When Huntingdon brings in a governess who is really his mistress, Helen takes her son and her loyal servant Rachel to Wildfell Hall, a family property where her brother Frederick has agreed to let her stay. The journal ends with Helen’s report of meeting various new neighbors.

Gilbert resumes his letters to Halford, describing his emotional reconciliation with Helen. Now that he understands what she has gone through, he loves her more than ever. Helen insists that they cannot see each other but might write letters after she leaves. Shortly thereafter, Gilbert is astonished to hear that Helen has returned to her husband to nurse him while he is ill. Helen’s letters to Frederick, which he shares with Gilbert, describe how she tries to persuade Huntingdon to repent of his ways, but he dies in agony and fear of going to hell.

Then, Helen’s uncle dies as well, and Gilbert feels it would be improper to approach her while she is mourning. When Eliza Millward shares a rumor that Helen is to be married, Gilbert rushes off to find that Frederick has married Esther Hargrave, Walter’s sister. Gilbert wishes to see Helen, but when he learns she has inherited her uncle’s estate, he fears that their situations are too different now and she would do better to forget him.

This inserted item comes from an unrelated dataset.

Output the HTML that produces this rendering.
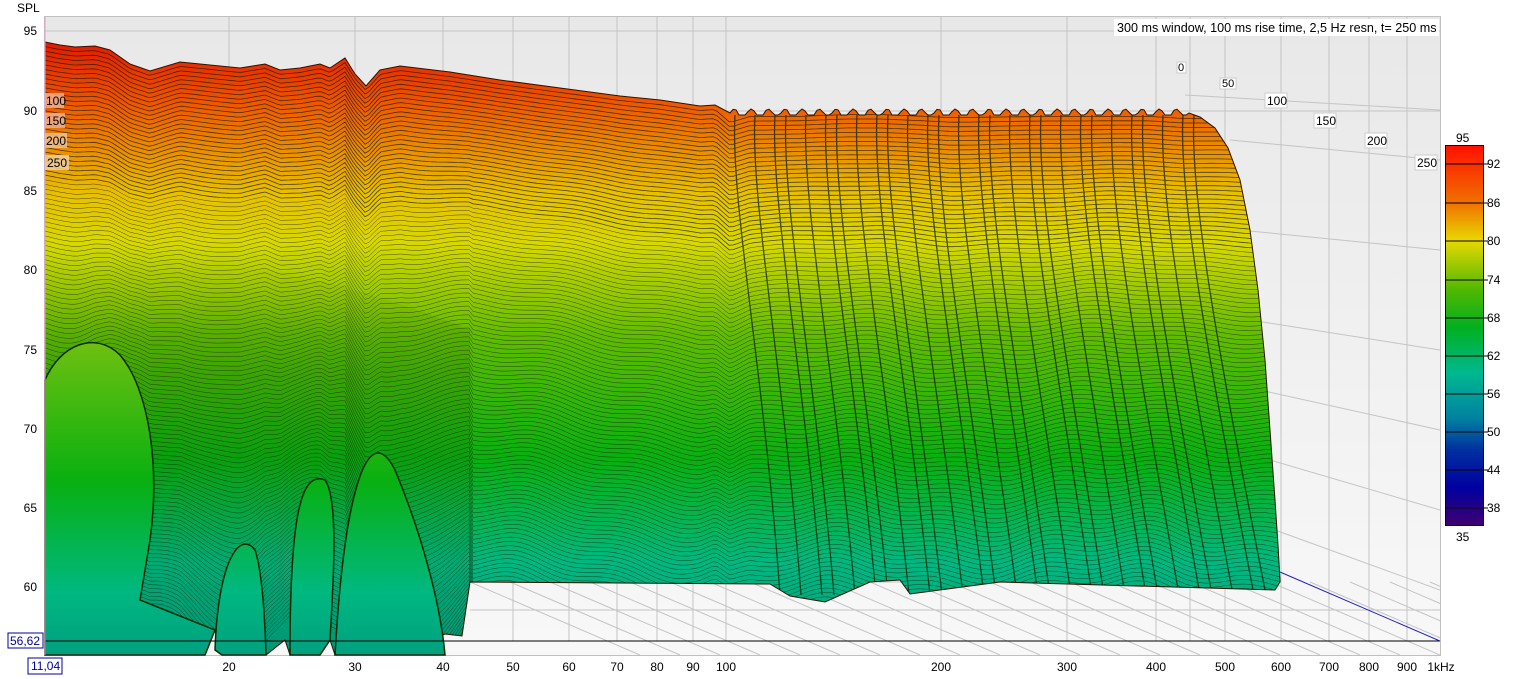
<!DOCTYPE html>
<html><head><meta charset="utf-8"><style>
html,body{margin:0;padding:0;background:#fff;width:1516px;height:679px;overflow:hidden}
svg{display:block}
text{font-family:"Liberation Sans",sans-serif;font-size:12px;fill:#000}
</style></head><body>
<svg id="s" width="1516" height="679" viewBox="0 0 1516 679" xmlns="http://www.w3.org/2000/svg">
<defs>
<linearGradient id="bg" x1="0" y1="0" x2="0" y2="1"><stop offset="0" stop-color="#e8e8e8"/><stop offset="1" stop-color="#f8f8f8"/></linearGradient>
<linearGradient id="sf" gradientUnits="userSpaceOnUse" x1="0" y1="40" x2="0" y2="655">
<stop offset="0" stop-color="#e01800"/><stop offset="0.1" stop-color="#ee5500"/><stop offset="0.25" stop-color="#e8c000"/><stop offset="0.33" stop-color="#d8d800"/><stop offset="0.48" stop-color="#60bc00"/><stop offset="0.68" stop-color="#08b010"/><stop offset="0.85" stop-color="#00b880"/><stop offset="1" stop-color="#009e80"/></linearGradient>
<linearGradient id="dm" gradientUnits="userSpaceOnUse" x1="0" y1="340" x2="0" y2="655">
<stop offset="0" stop-color="#70c010"/><stop offset="0.45" stop-color="#08b010"/><stop offset="0.8" stop-color="#00b880"/><stop offset="1" stop-color="#00a080"/></linearGradient>
<linearGradient id="dk" x1="0" y1="0" x2="0" y2="1"><stop offset="0" stop-color="#0a3000" stop-opacity="0"/><stop offset="0.3" stop-color="#0a3000" stop-opacity="0.2"/><stop offset="1" stop-color="#0a3000" stop-opacity="0.1"/></linearGradient>
<clipPath id="cp"><path id="cpp"/></clipPath>
<clipPath id="pa"><rect x="45" y="17" width="1395" height="638"/></clipPath>
<linearGradient id="cb" x1="0" y1="0" x2="0" y2="1">
<stop offset="0" stop-color="#ff1000"/><stop offset="0.15" stop-color="#f07000"/><stop offset="0.25" stop-color="#e8d800"/><stop offset="0.38" stop-color="#50b800"/><stop offset="0.48" stop-color="#00b020"/><stop offset="0.6" stop-color="#00b890"/><stop offset="0.72" stop-color="#0080a0"/><stop offset="0.8" stop-color="#0030a0"/><stop offset="0.9" stop-color="#0000a0"/><stop offset="1" stop-color="#400070"/></linearGradient>
</defs>
<rect x="45" y="17" width="1395" height="638" fill="url(#bg)"/>
<rect x="44.5" y="16.5" width="1396" height="639" fill="none" stroke="#c0c0c0"/>
<g id="grid" stroke="#c4c4c4" stroke-width="1" fill="none" clip-path="url(#pa)"></g>
<path id="surf" fill="url(#sf)" stroke="#301000" stroke-width="1"/>
<g id="lines" clip-path="url(#cp)" stroke="#1a1a00" stroke-width="0.6" fill="none" opacity="0.75"></g>
<g id="domes" stroke="#0a2a00" stroke-width="1.5"></g>
<line x1="45" y1="641" x2="1440" y2="641" stroke="#000"/>
<line x1="1280" y1="572" x2="1440" y2="641" stroke="#2020c0"/>
<line x1="45" y1="17" x2="45" y2="655" stroke="#e0a0c0"/>
<text x="17" y="12">SPL</text>
<g text-anchor="end">
<text x="37" y="35">95</text><text x="37" y="115">90</text><text x="37" y="195">85</text><text x="37" y="274">80</text><text x="37" y="354">75</text><text x="37" y="433">70</text><text x="37" y="512">65</text><text x="37" y="591">60</text></g>
<rect x="8" y="633" width="35" height="15" fill="#fff" stroke="#0000a0"/><text x="10" y="645" style="fill:#0000a0">56,62</text>
<rect x="28" y="658" width="34" height="16" fill="#fff" stroke="#0000a0"/><text x="31" y="670" style="fill:#0000a0">11,04</text>
<g text-anchor="middle">
<text x="229" y="671">20</text><text x="355" y="671">30</text><text x="443" y="671">40</text><text x="513" y="671">50</text><text x="569" y="671">60</text><text x="617" y="671">70</text><text x="657" y="671">80</text><text x="693" y="671">90</text><text x="726" y="671">100</text><text x="941" y="671">200</text><text x="1067" y="671">300</text><text x="1156" y="671">400</text><text x="1225" y="671">500</text><text x="1281" y="671">600</text><text x="1329" y="671">700</text><text x="1369" y="671">800</text><text x="1407" y="671">900</text><text x="1441" y="671">1kHz</text></g>
<rect x="1114" y="19" width="325" height="17" fill="#fff"/>
<text x="1117" y="32" style="font-size:12.6px">300 ms window, 100 ms rise time,  2,5 Hz resn, t= 250 ms</text>
<g>
<rect x="1177" y="62" width="9" height="11" fill="#fff" stroke="#ccc"/><text x="1178" y="71" style="font-size:11px">0</text>
<rect x="1220" y="78" width="16" height="11" fill="#fff" stroke="#ccc"/><text x="1222" y="87" style="font-size:11px">50</text>
<rect x="1265" y="93" width="22" height="15" fill="#fff" stroke="#ccc"/><text x="1267" y="105">100</text>
<rect x="1314" y="113" width="22" height="15" fill="#fff" stroke="#ccc"/><text x="1316" y="125">150</text>
<rect x="1365" y="133" width="22" height="15" fill="#fff" stroke="#ccc"/><text x="1367" y="145">200</text>
<rect x="1415" y="155" width="22" height="15" fill="#fff" stroke="#ccc"/><text x="1417" y="167">250</text>
</g>
<g>
<rect x="45" y="93" width="19" height="15" fill="#f0b090" opacity="0.85"/><text x="46" y="105">100</text>
<rect x="45" y="113" width="20" height="15" fill="#f0b090" opacity="0.85"/><text x="46" y="125">150</text>
<rect x="45" y="133" width="22" height="15" fill="#f0c090" opacity="0.85"/><text x="46" y="145">200</text>
<rect x="45" y="155" width="24" height="15" fill="#f0d0a0" opacity="0.85"/><text x="47" y="167">250</text>
</g>
<rect x="1445.5" y="145.5" width="38" height="380" fill="url(#cb)" stroke="#000"/>
<g stroke="#000"><line x1="1445" y1="164" x2="1488" y2="164"/><line x1="1445" y1="203" x2="1488" y2="203"/><line x1="1445" y1="241" x2="1488" y2="241"/><line x1="1445" y1="280" x2="1488" y2="280"/><line x1="1445" y1="318" x2="1488" y2="318"/><line x1="1445" y1="356" x2="1488" y2="356"/><line x1="1445" y1="394" x2="1488" y2="394"/><line x1="1445" y1="432" x2="1488" y2="432"/><line x1="1445" y1="470" x2="1488" y2="470"/><line x1="1445" y1="508" x2="1488" y2="508"/></g>
<text x="1456" y="142">95</text><text x="1456" y="541">35</text>
<g><text x="1487" y="168">92</text><text x="1487" y="207">86</text><text x="1487" y="245">80</text><text x="1487" y="284">74</text><text x="1487" y="322">68</text><text x="1487" y="360">62</text><text x="1487" y="398">56</text><text x="1487" y="436">50</text><text x="1487" y="474">44</text><text x="1487" y="512">38</text></g>
</svg>
<script>
(function(){
var NS="http://www.w3.org/2000/svg";
function el(t,a,p){var e=document.createElementNS(NS,t);for(var k in a)e.setAttribute(k,a[k]);p.appendChild(e);return e;}
var g=document.getElementById('grid');
var vx=[229,355,443,513,569,617,657,693,726,941,1067,1156,1190,1225,1281,1329,1369,1407];
vx.forEach(function(x){el('line',{x1:x,y1:17,x2:x,y2:641},g);});
[31,111].forEach(function(y){el('line',{x1:45,y1:y,x2:1440,y2:y},g);});
[[1185,95,1440,110],[1230,140,1440,160],[1240,230,1440,250],[1250,320,1440,350],[1260,390,1440,430],[1270,460,1440,510],[1275,530,1440,590]].forEach(function(a){el('line',{x1:a[0],y1:a[1],x2:a[2],y2:a[3]},g);});
el('line',{x1:470,y1:582,x2:1280,y2:582},g);
el('line',{x1:470,y1:610,x2:1440,y2:610},g);
for(var i=0;i<26;i++){var x0=470+i*40;el('line',{x1:x0,y1:582,x2:x0+170,y2:655},g);}
var tp=[[45,42],[60,45],[75,47],[95,46],[110,50],[130,64],[150,71],[180,62],[200,64],[240,68],[265,64],[280,70],[300,68],[320,64],[330,68],[345,58],[355,74],[366,86],[380,70],[400,66],[450,72],[500,80],[560,88],[620,96],[660,100],[700,106],[715,105],[730,118],[750,112],[800,112],[850,110],[880,110],[950,113],[1050,112],[1150,112],[1185,114],[1200,117],[1215,128],[1228,148],[1240,180],[1250,230],[1258,290],[1265,360],[1270,430],[1275,500],[1278,545],[1280,580]];
var top2=[];
tp.forEach(function(p){if(p[0]<730)top2.push(p);});
for(var x=730;x<=1190;x+=3){var ph=((x-730)%17)/17;top2.push([x,113+(ph<0.5? -4*Math.sin(ph*Math.PI*2):2)]);}
tp.forEach(function(p){if(p[0]>1190)top2.push(p);});
function top(x){for(var i=1;i<tp.length;i++){if(x<=tp[i][0]){var a=tp[i-1],b=tp[i];var t=(x-a[0])/(b[0]-a[0]);return a[1]+t*(b[1]-a[1]);}}return tp[tp.length-1][1];}
var bot=[[1280,582],[1275,590],[1000,582],[910,594],[900,580],[870,582],[825,602],[790,596],[770,584],[470,582],[462,636],[445,634],[420,645],[400,655],[335,655],[330,640],[320,655],[290,655],[285,640],[266,655],[222,655],[215,630],[205,655],[45,655]];
var d="M"+top2.map(function(p){return p[0]+','+p[1].toFixed(1)}).join(' L')+" L"+bot.map(function(p){return p.join(',')}).join(' L')+" Z";
document.getElementById('surf').setAttribute('d',d);
document.getElementById('cpp').setAttribute('d',d);
var L=document.getElementById('lines');
el('path',{d:"M45,260 Q250,240 470,330 L470,655 L45,655 Z",fill:'url(#dk)',stroke:'none'},L);
for(var i=1;i<130;i++){
 var pts=[],f=i/130;
 for(var x=45;x<=1285;x+=4){
  var y=top(Math.min(x,1185))+i*4.5+Math.sin(x*0.06+i*0.05)*6*f+Math.sin(x*0.021)*10*f;
  if(x<470) y+=Math.sin(x*0.035)*40*f*f;
  pts.push(x+','+y.toFixed(1));
 }
 el('polyline',{points:pts.join(' '),'stroke-width':i<30?0.8:0.5},L);
}
for(var k=0;k<28;k++){
 var x0=735+k*17+(k%3)*3;
 var p="M"+x0+",115 C"+(x0-5)+",200 "+(x0+30)+",380 "+(x0+45+k)+",595";
 el('path',{d:p,'stroke-width':1.3,stroke:'#102000'},L);
}
var D=document.getElementById('domes');
el('path',{d:"M45,380 C60,345 95,330 120,355 C150,390 160,470 150,540 L140,600 L215,630 L205,655 L45,655 Z",fill:'url(#dm)'},D);
el('path',{d:"M215,650 C218,560 240,530 255,550 C262,570 265,620 266,655 L222,655 Z",fill:'url(#dm)'},D);
el('path',{d:"M290,655 C290,520 300,470 325,480 C340,500 332,600 330,640 L320,655 Z",fill:'url(#dm)'},D);
el('path',{d:"M335,655 C345,480 370,420 395,470 C420,530 440,600 445,655 Z",fill:'url(#dm)'},D);
})();
</script>
</body></html>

As Gilbert stands outside the gates of Staningley, young Arthur notices him, and Helen invites him inside. Gilbert explains that he refrained from contacting her out of pride that she is too far above him in station. Helen insists they are equals in spirit, as long as he loves her. Gilbert concludes by dating his letter 1847 and reminding Halford that he and Helen have had many happy years together, have several healthy children, and look forward to a visit from Halford and Gilbert’s sister, Rose.